Truth definitions in finite models

Abstract

The paper discusses the notion of finite model truth definitions (or FM-truth definitions), introduced by M. Mostowski as a finite model analogue of Tarski’s classical notion of truth definition.

We compare FM-truth definitions with Vardi’s concept of the combined complexity of logics, noting an important difference: the difficulty of defining FM-truth for a logic ℒ does not depend on the syntax of ℒ, as long as it is decidable. It follows that for a natural ℒ there exist FM-truth definitions whose evaluation is much easier than the combined complexiy of ℒ would suggest.
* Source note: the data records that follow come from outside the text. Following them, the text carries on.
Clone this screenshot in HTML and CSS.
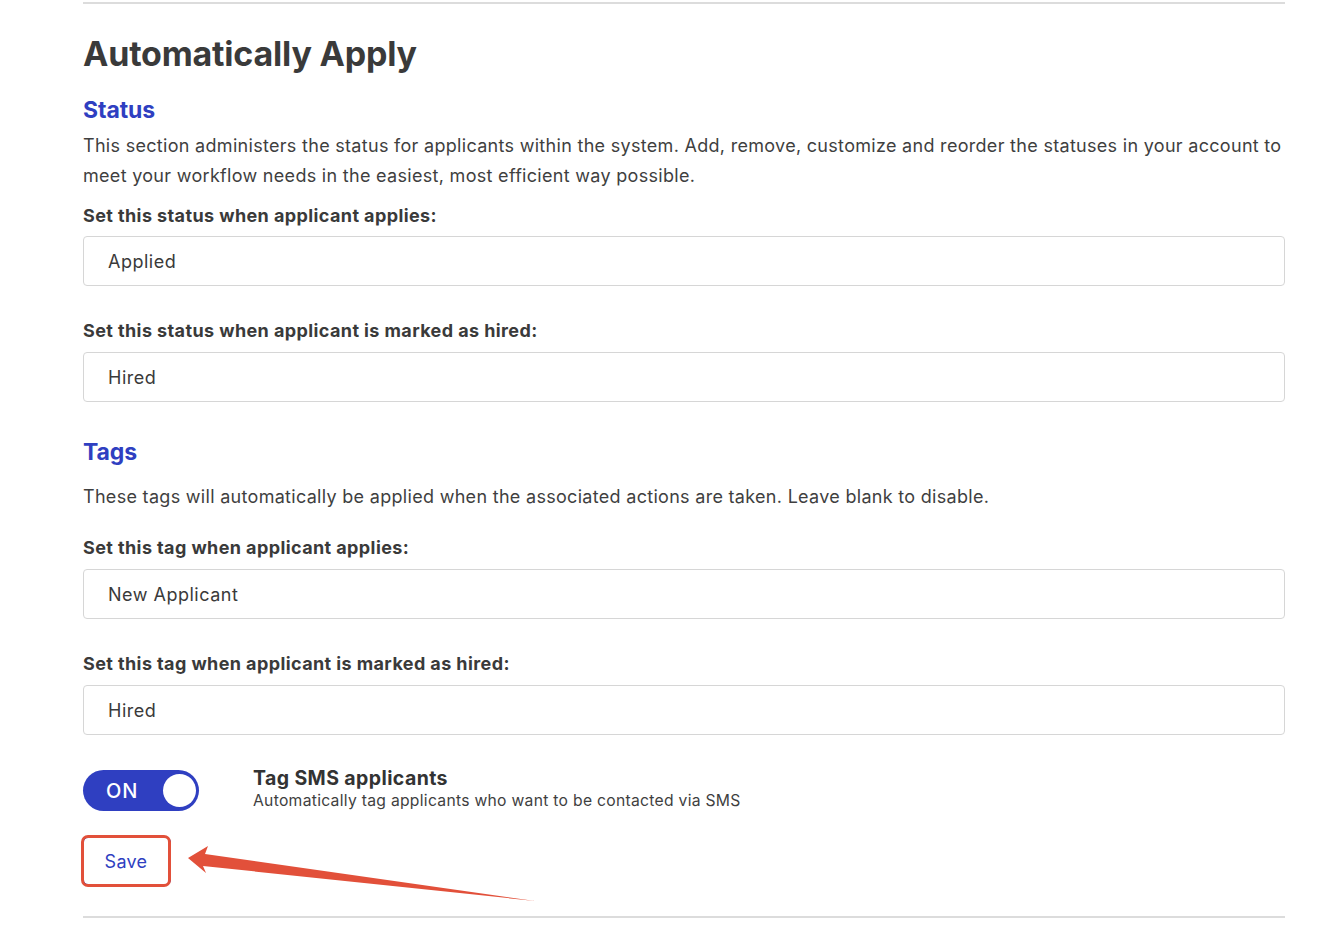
FILE: index.html
```html
<!DOCTYPE html>
<html>
<head>
<meta charset="utf-8">
<link rel="stylesheet" href="styles.css">
</head>
<body>
<div class="page">
  <div class="rule top"></div>
  <h1 class="title">Automatically Apply</h1>

  <h2 class="section">Status</h2>
  <p class="desc">This section administers the status for applicants within the system. Add, remove, customize and reorder the statuses in your account to meet your workflow needs in the easiest, most efficient way possible.</p>
  <div class="label first">Set this status when applicant applies:</div>
  <div class="field f1">Applied</div>
  <div class="label">Set this status when applicant is marked as hired:</div>
  <div class="field">Hired</div>

  <h2 class="section tags">Tags</h2>
  <p class="desc tagdesc">These tags will automatically be applied when the associated actions are taken. Leave blank to disable.</p>
  <div class="label first2">Set this tag when applicant applies:</div>
  <div class="field">New Applicant</div>
  <div class="label">Set this tag when applicant is marked as hired:</div>
  <div class="field">Hired</div>

  <div class="toggle-row">
    <div class="toggle"><span class="on">ON</span><span class="knob"></span></div>
    <div class="toggle-text">
      <div class="toggle-title">Tag SMS applicants</div>
      <div class="toggle-sub">Automatically tag applicants who want to be contacted via SMS</div>
    </div>
  </div>

  <div class="save-wrap">
    <button class="save">Save</button>
    <div class="highlight"></div>
  </div>

  <div class="rule bottom"></div>
</div>
<svg class="arrow" width="1333" height="937" viewBox="0 0 1333 937">
  <polygon points="188,858 208,846 205,854 535,901 203,866 206,873" fill="#e2503a"/>
</svg>
</body>
</html>
```
FILE: styles.css
```css
html, body {
  margin: 0;
  padding: 0;
  background: #fff;
}
body {
  font-family: Inter, "Open Sans", sans-serif;
  color: #3a3a3a;
  position: relative;
  width: 1333px;
  height: 937px;
  overflow: hidden;
}
.page {
  margin-left: 83px;
  width: 1202px;
  display: flex;
  flex-direction: column;
}
.rule {
  border-top: 2px solid #dcdcdc;
  height: 0;
}
.rule.top { margin-top: 2px; }
.rule.bottom { margin-top: 31px; }
.title {
  margin: 28px 0 0 0;
  font-size: 34px;
  line-height: 44px;
  font-weight: 700;
  color: #3a3a3a;
  letter-spacing: -0.2px;
}
.section {
  margin: 19px 0 0 0;
  font-size: 23px;
  line-height: 30px;
  font-weight: 700;
  color: #2f3fc1;
  letter-spacing: -0.1px;
}
.section.tags { margin-top: 35px; }
.desc {
  margin: 6px 0 0 0;
  font-size: 18px;
  line-height: 30px;
  color: #3f3f3f;
  letter-spacing: 0.3px;
}
.desc.tagdesc { margin-top: 15px; }
.label {
  margin-top: 33px;
  font-size: 18px;
  line-height: 24px;
  font-weight: 700;
  color: #3a3a3a;
  letter-spacing: 0.4px;
}
.label.first { margin-top: 13px; }
.label.first2 { margin-top: 24px; }
.field {
  margin-top: 9px;
  height: 48px;
  border: 1px solid #d6d6d6;
  border-radius: 4px;
  padding-left: 24px;
  display: flex;
  align-items: center;
  font-size: 18px;
  color: #3a3a3a;
  letter-spacing: 0.5px;
}
.field.f1 { margin-top: 8px; }
.toggle-row {
  margin-top: 31px;
  display: flex;
  align-items: flex-start;
  gap: 54px;
}
.toggle {
  margin-top: 4px;
  width: 116px;
  height: 41px;
  border-radius: 21px;
  background: #2f3fc1;
  display: flex;
  align-items: center;
  justify-content: space-between;
  padding: 0 3px 0 23px;
  box-sizing: border-box;
}
.on {
  color: #fff;
  font-size: 20px;
  font-weight: 500;
  letter-spacing: 1px;
}
.knob {
  width: 33px;
  height: 33px;
  border-radius: 50%;
  background: #fff;
}
.toggle-text {
  display: flex;
  flex-direction: column;
}
.toggle-title {
  font-size: 19.5px;
  line-height: 24px;
  font-weight: 700;
  color: #333;
  letter-spacing: 0.4px;
}
.toggle-sub {
  font-size: 15.7px;
  line-height: 22px;
  color: #3f3f3f;
  letter-spacing: 0.28px;
}
.save-wrap {
  margin-top: 25px;
  position: relative;
  width: 88px;
  height: 48px;
}
.save {
  width: 88px;
  height: 48px;
  border: 1px solid #2f3fc1;
  border-radius: 5px;
  background: #fff;
  color: #2f3fc1;
  font-family: Inter, "Open Sans", sans-serif;
  font-size: 18px;
  letter-spacing: 0.3px;
  padding: 0 2px 0 0;
}
.highlight {
  position: absolute;
  left: -2px;
  top: -2px;
  width: 84px;
  height: 46px;
  border: 3px solid #e2503a;
  border-radius: 7px;
}
.arrow {
  position: absolute;
  left: 0;
  top: 0;
  pointer-events: none;
}
```
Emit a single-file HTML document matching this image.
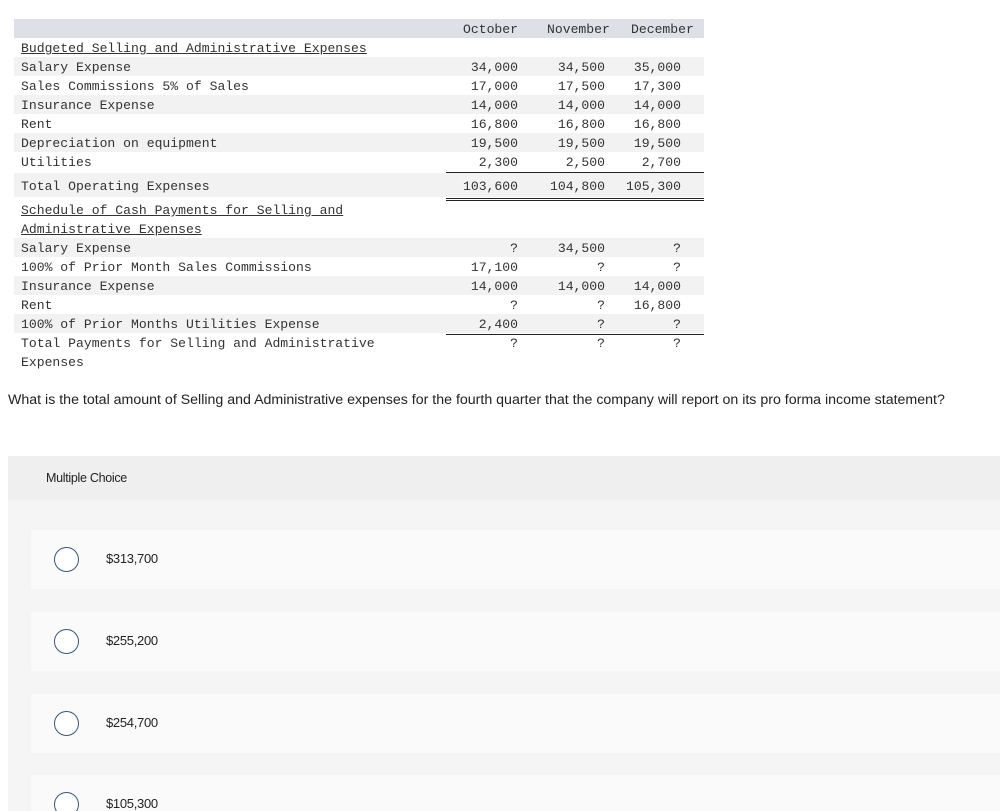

We apply the general theory to give a complexity-theoretical characterization of the logics for which the Σ^d_m classes (prenex classes of higher order logics) define FM-truth. For any d≥ 2, m≥ 1 we construct a family {[Σ^d_m]^{≤ k}}_k∈ω of syntactically defined fragments of Σ^d_m which satisfy this characterization. We also use the [Σ^d_m]^{≤ k} classes to give a refinement of known results on the complexity classes captured by Σ^d_m.

We close with a few simple corollaries, one of which gives a sufficient condition for the existence, given a vocabulary σ, of a fixed number k such that model checking for all first order sentences over σ can be done in deterministic time n^k.